● EXERCISE GOAL
From the first line of the listing below to the line with "const stats = ['现有0', '导入0', '进度0', '导常0', '生成0'];", print each line exactly, and nothing more. Leave out the pictures.
** Start of DATA EXCERPT **
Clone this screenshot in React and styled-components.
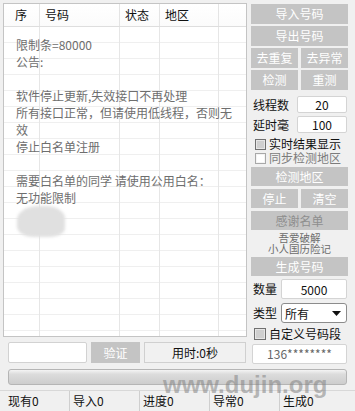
import React from 'react';
import styled, { createGlobalStyle } from 'styled-components';

const GlobalStyle = createGlobalStyle`
  html, body {
    margin: 0;
    padding: 0;
    background: #f0f0f0;
  }
  body {
    font-family: "Noto Sans CJK SC", "Microsoft YaHei", sans-serif;
    font-size: 12px;
    color: #1a1a1a;
  }
  * {
    box-sizing: border-box;
  }
`;

const noticeLines = [
  '限制条=80000',
  '公告:',
  '',
  '软件停止更新,失效接口不再处理',
  '所有接口正常，但请使用低线程，否则无',
  '效',
  '停止白名单注册',
  '',
  '需要白名单的同学 请使用公用白名：',
  '无功能限制'
];

const columns = [
  { label: '序', width: 36, pad: 11 },
  { label: '号码', width: 80, pad: 5 },
  { label: '状态', width: 40, pad: 5 },
  { label: '地区', width: 59, pad: 5 }
];

const stats = ['现有0', '导入0', '进度0', '导常0', '生成0'];

const App = () => (
  <>
    <GlobalStyle />
    <Window>
      <Main>
        <LeftCol>
          <List>
            <ListHeader>
              {columns.map((col) => (
                <HeadCell key={col.label} $w={col.width} $pad={col.pad}>
                  {col.label}
                </HeadCell>
              ))}
              <HeadFill />
            </ListHeader>
            <ListBody>
              {noticeLines.map((line, i) => (
                <NoticeLine key={i}>{line}</NoticeLine>
              ))}
              <Smudge />
            </ListBody>
          </List>
          <VerifyRow>
            <CodeInput />
            <VerifyButton>验证</VerifyButton>
            <TimePanel>用时:0秒</TimePanel>
          </VerifyRow>
        </LeftCol>

        <Side>
          <SideButton $h={20}>导入号码</SideButton>
          <SideButton $h={20} $mt={2}>导出号码</SideButton>
          <ButtonPair $mt={2}>
            <SideButton $h={20}>去重复</SideButton>
            <SideButton $h={20}>去异常</SideButton>
          </ButtonPair>
          <ButtonPair $mt={2}>
            <SideButton $h={20}>检测</SideButton>
            <SideButton $h={20}>重测</SideButton>
          </ButtonPair>

          <FieldRow $h={17} $mt={6}>
            <FieldLabel>线程数</FieldLabel>
            <FieldBox $w={50}>20</FieldBox>
          </FieldRow>
          <FieldRow $h={17} $mt={3}>
            <FieldLabel>延时毫</FieldLabel>
            <FieldBox $w={50}>100</FieldBox>
          </FieldRow>

          <CheckRow $mt={4}>
            <CheckBox $shaded />
            <CheckText>实时结果显示</CheckText>
          </CheckRow>
          <CheckRow>
            <CheckBox />
            <CheckText $dim>同步检测地区</CheckText>
          </CheckRow>

          <SideButton $h={19} $mt={2}>检测地区</SideButton>
          <ButtonPair $mt={3}>
            <SideButton $h={19}>停止</SideButton>
            <SideButton $h={19}>清空</SideButton>
          </ButtonPair>
          <SideButton $h={19} $mt={3} $muted>感谢名单</SideButton>

          <Credits>
            <CreditLine>吾爱破解</CreditLine>
            <CreditLine>小人国历险记</CreditLine>
          </Credits>

          <SideButton $h={19} $mt={3}>生成号码</SideButton>

          <FieldRow $h={20} $mt={3}>
            <FieldLabel>数量</FieldLabel>
            <FieldBox $w={66}>5000</FieldBox>
          </FieldRow>
          <FieldRow $h={20} $mt={4}>
            <FieldLabel>类型</FieldLabel>
            <Select>
              所有
              <svg width="9" height="5" viewBox="0 0 9 5">
                <path d="M0 0 H9 L4.5 5 Z" fill="#111" />
              </svg>
            </Select>
          </FieldRow>

          <CheckRow $mt={4} $pad={3}>
            <CheckBox $shaded $size={12} />
            <CheckText>自定义号码段</CheckText>
          </CheckRow>

          <PrefixBox>136********</PrefixBox>
        </Side>
      </Main>

      <Progress />

      <StatusBar>
        {stats.map((s, i) => (
          <StatusCell key={s} $first={i === 0}>
            {s}
          </StatusCell>
        ))}
      </StatusBar>

      <Watermark>www.dujin.org</Watermark>
    </Window>
  </>
);

const Window = styled.div`
  position: relative;
  width: 355px;
  height: 411px;
  padding: 3px 0 0 3px;
  background: #f0f0f0;
  display: flex;
  flex-direction: column;
  overflow: hidden;
`;

const Main = styled.div`
  display: flex;
  align-items: flex-start;
`;

const LeftCol = styled.div`
  width: 244px;
  display: flex;
  flex-direction: column;
`;

const List = styled.div`
  height: 334px;
  border: 1px solid #c4c4c4;
  background: #fff;
  display: flex;
  flex-direction: column;
  overflow: hidden;
`;

const ListHeader = styled.div`
  display: flex;
  height: 23px;
  flex-shrink: 0;
  border-bottom: 1px solid #dedede;
  background: linear-gradient(#ffffff, #fbfbfb);
`;

const HeadCell = styled.div`
  width: ${(p) => p.$w}px;
  padding-left: ${(p) => p.$pad}px;
  border-right: 1px solid #e4e4e4;
  line-height: 22px;
  font-size: 12px;
  color: #111;
`;

const HeadFill = styled.div`
  flex: 1;
`;

const ListBody = styled.div`
  flex: 1;
  padding: 9px 0 0 12px;
  background-image:
    linear-gradient(
      to right,
      transparent 35px,
      #e6e6e6 35px 36px,
      transparent 36px 115px,
      #e6e6e6 115px 116px,
      transparent 116px 155px,
      #e6e6e6 155px 156px,
      transparent 156px 214px,
      #e6e6e6 214px 215px,
      transparent 215px
    ),
    repeating-linear-gradient(
      to bottom,
      transparent 0 15px,
      #efefef 15px 16px
    );
`;

const NoticeLine = styled.div`
  height: 17px;
  line-height: 17px;
  font-size: 12px;
  color: #6e6e6e;
  white-space: nowrap;
`;

const Smudge = styled.div`
  width: 48px;
  height: 31px;
  margin: 0 0 0 1px;
  background: #e0e0e0;
  border-radius: 45% 40% 30% 35%;
  filter: blur(1.5px);
`;

const VerifyRow = styled.div`
  display: flex;
  gap: 4px;
  height: 21px;
  margin-top: 5px;
  padding-left: 5px;
`;

const CodeInput = styled.div`
  width: 79px;
  background: #fff;
  border: 1px solid #d2d2d2;
  border-radius: 2px;
`;

const VerifyButton = styled.div`
  width: 49px;
  background: #c4c4c4;
  color: #fff;
  text-align: center;
  line-height: 21px;
  font-size: 12px;
`;

const TimePanel = styled.div`
  width: 102px;
  border: 1px solid #d0d0d0;
  background: #f1f1f1;
  text-align: center;
  line-height: 19px;
  font-size: 12px;
  color: #111;
`;

const Side = styled.div`
  width: 97px;
  margin: 1px 0 0 4px;
  display: flex;
  flex-direction: column;
`;

const SideButton = styled.div`
  height: ${(p) => p.$h}px;
  margin-top: ${(p) => p.$mt || 0}px;
  background: #c4c4c4;
  color: ${(p) => (p.$muted ? '#8e8e8e' : '#fff')};
  text-align: center;
  line-height: ${(p) => p.$h}px;
  font-size: 12px;
`;

const ButtonPair = styled.div`
  display: grid;
  grid-template-columns: 1fr 1fr;
  gap: 3px;
  margin-top: ${(p) => p.$mt || 0}px;
`;

const FieldRow = styled.div`
  display: flex;
  align-items: center;
  height: ${(p) => p.$h}px;
  margin-top: ${(p) => p.$mt || 0}px;
  padding: 0 1px 0 2px;
`;

const FieldLabel = styled.span`
  font-size: 12px;
  line-height: 14px;
  color: #111;
`;

const FieldBox = styled.div`
  width: ${(p) => p.$w}px;
  height: 100%;
  margin-left: auto;
  background: #fff;
  border: 1px solid #d4d4d4;
  border-radius: 2px;
  display: flex;
  align-items: center;
  justify-content: center;
  font-size: 12px;
  color: #111;
`;

const Select = styled.div`
  width: 66px;
  height: 100%;
  margin-left: auto;
  background: #fff;
  border: 1px solid #8c8c8c;
  border-radius: 3px;
  display: flex;
  align-items: center;
  justify-content: space-between;
  padding: 0 5px 0 3px;
  font-size: 12px;
  color: #111;
`;

const CheckRow = styled.div`
  display: flex;
  align-items: center;
  height: 14px;
  margin-top: ${(p) => p.$mt || 0}px;
  padding-left: ${(p) => (p.$pad !== undefined ? p.$pad : 4)}px;
`;

const CheckBox = styled.span`
  width: ${(p) => p.$size || 11}px;
  height: ${(p) => p.$size || 11}px;
  flex-shrink: 0;
  border: 1px solid ${(p) => (p.$shaded ? '#707070' : '#a8a8a8')};
  background: ${(p) => (p.$shaded ? '#cfcfcf' : '#fff')};
  box-shadow: inset 0 0 0 1px ${(p) => (p.$shaded ? '#e6e6e6' : '#f4f4f4')};
`;

const CheckText = styled.span`
  margin-left: 3px;
  font-size: 12px;
  line-height: 14px;
  color: ${(p) => (p.$dim ? '#7c7c7c' : '#111')};
  white-space: nowrap;
`;

const Credits = styled.div`
  margin-top: 2px;
  display: flex;
  flex-direction: column;
  align-items: center;
  gap: 0;
`;

const CreditLine = styled.div`
  height: 11px;
  font-size: 10.5px;
  line-height: 11px;
  color: #6c6c6c;
  white-space: nowrap;
`;

const PrefixBox = styled.div`
  height: 20px;
  margin: 3px 1px 0 1px;
  background: #fff;
  border: 1px solid #d4d4d4;
  border-radius: 2px;
  text-align: center;
  line-height: 18px;
  font-size: 12px;
  color: #666;
`;

const Progress = styled.div`
  width: 339px;
  height: 17px;
  margin: 5px 0 0 5px;
  border: 1px solid #b5b5b5;
  border-radius: 3px;
  background: linear-gradient(#f4f4f4 0, #dcdcdc 30%, #cdcdcd 100%);
`;

const StatusBar = styled.div`
  display: flex;
  height: 21px;
  margin: 5px 0 0 -3px;
  border-top: 1px solid #d8d8d8;
`;

const StatusCell = styled.div`
  width: ${(p) => (p.$first ? 69 : 70)}px;
  padding-left: ${(p) => (p.$first ? 8 : 3)}px;
  border-left: ${(p) => (p.$first ? 'none' : '1px solid #cfcfcf')};
  line-height: 20px;
  font-size: 12px;
  color: #111;
`;

const Watermark = styled.div`
  position: absolute;
  left: 163px;
  top: 375px;
  font-family: "Liberation Sans", Arial, sans-serif;
  font-weight: bold;
  font-size: 24px;
  line-height: 20px;
  color: rgba(130, 130, 130, 0.55);
  pointer-events: none;
  white-space: nowrap;
`;

export default App;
** End of DATA EXCERPT **
● CORRECT OUTPUT
Clone this screenshot in React and styled-components.
import React from 'react';
import styled, { createGlobalStyle } from 'styled-components';

const GlobalStyle = createGlobalStyle`
  html, body {
    margin: 0;
    padding: 0;
    background: #f0f0f0;
  }
  body {
    font-family: "Noto Sans CJK SC", "Microsoft YaHei", sans-serif;
    font-size: 12px;
    color: #1a1a1a;
  }
  * {
    box-sizing: border-box;
  }
`;

const noticeLines = [
  '限制条=80000',
  '公告:',
  '',
  '软件停止更新,失效接口不再处理',
  '所有接口正常，但请使用低线程，否则无',
  '效',
  '停止白名单注册',
  '',
  '需要白名单的同学 请使用公用白名：',
  '无功能限制'
];

const columns = [
  { label: '序', width: 36, pad: 11 },
  { label: '号码', width: 80, pad: 5 },
  { label: '状态', width: 40, pad: 5 },
  { label: '地区', width: 59, pad: 5 }
];

const stats = ['现有0', '导入0', '进度0', '导常0', '生成0'];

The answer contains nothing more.